| Total size in value: | $16.5bn (£12.4bn; rough estimate for 2024 as £3.91bn of import[1] + £8.9bn added value[2] - £0.382 of re-export) in consumer prices |
| Total size by volume: | 1.68 bn bottles[3] |
| Average bottle price: | $9.8 in consumer prices (based on the market estimate above) |
| Consumption per capita per annum: | 24.2 bottles |
| On-trade share: | 19% by volume, 38% by value in consumer prices in 2015[4] |
| Online share: | 5.8% (£0.72b) in 2024[5] |
| Domestic production share: | ~1% depending on vintage (21.6M bottles in 2023 vs 6-7M bottles in 2024[6]) |
For many centuries, England, and then Britain, has been the most influential market in the world. The demand formed in it shaped many wine regions and styles of wine, including Bordeaux, Champagne, Burgundy, and Port. Although no longer the biggest, it is still a very important market for these regions.

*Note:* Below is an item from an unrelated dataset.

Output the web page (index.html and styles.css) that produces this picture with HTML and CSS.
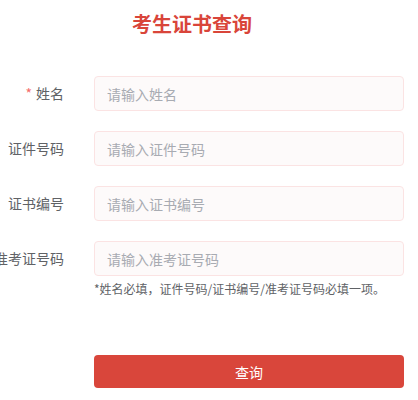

London is still widely perceived by many as the center of the worldwide wine trade, the key setter of consumption trends, and the capital of fine wine consumption. The UK import market for Burgundy wines in 2024 amounted to 254.1 million euros in export prices with the volume of 13.2 million bottles (EUR 19.25 per bottle),[7] losing only to the US, with 369.6 million euros and 20.9 million bottles (EUR 17.68 per bottle).[8]
As wine slowly started to become more fashionable among all layers of British society in the 1960s, it was the beer brewers who used their accumulated capital and vertical integration with retail to conquer the emerging mass-produced wine market[9].
In 1975, one of the most successful mass-market wine brands was launched in Britain, Le Piat d’Or, made from French wine bought in bulk and sweetened before bottling, marketed to a female audience. This product was engineered after conducting a focus group in which the participants dismissed a second-growth Bordeaux as ‘harsh’ and ‘barely drinkable’ and favoured sweetened bulk wine.[10] It defined the style that is still popular among certain cohorts in the UK.
The unique feature of the UK is importing in bulk and domestic bottling. 43% of wine is imported in bulk and then bottled within the country.[11] In mass-produced Australian wines bottled in Britain, sweetening is common, and the use of high color concentrates allegedly too.[12]
The market for domestically bottled wines is dominated by vertically integrated transnational conglomerates, such as Vinarchy (previously known as Accolade Wines; producing around 384 million bottles of wine per year worldwide, mostly in Australia),[13] and Treasury Wine Estates. They sell their wines primarily in supermarkets.
The largest wine distributors in the on-trade sector are Matthew Clark (pubs, family restaurants) and Bibendum (fine dining, upper tier), owned by the same parent company C&C Group, and LWC Group. Other major wine specialist distributors are Enotria, Liberty Wines and Berkmann Wine Cellars.
The off-trade market is highly vertically integrated, with many supermarkets heavily relying on their own imports and, to a certain extent, their private labels. Some retailers import in bulk and bottle in the UK. Tesco is the largest retailer; it sells around 25% of wine bottles in total in the UK; Sainsbury’s sells around 17%.[14]
The UK is often considered to be a very price-sensitive market, along with Germany. In practice, that means a higher share of supermarkets, lower margins in the off-trade sector, customers’ sensitivity to discounts.[15] As Matthew Gaughan points out in his podcast “The culture of wine”, this can be partially explained by a certain reverse class consciousness, where it would seem inappropriate for a working-class person to spend more than a minimum on a bottle of wine, although they readily buy expensive football tickets.[16]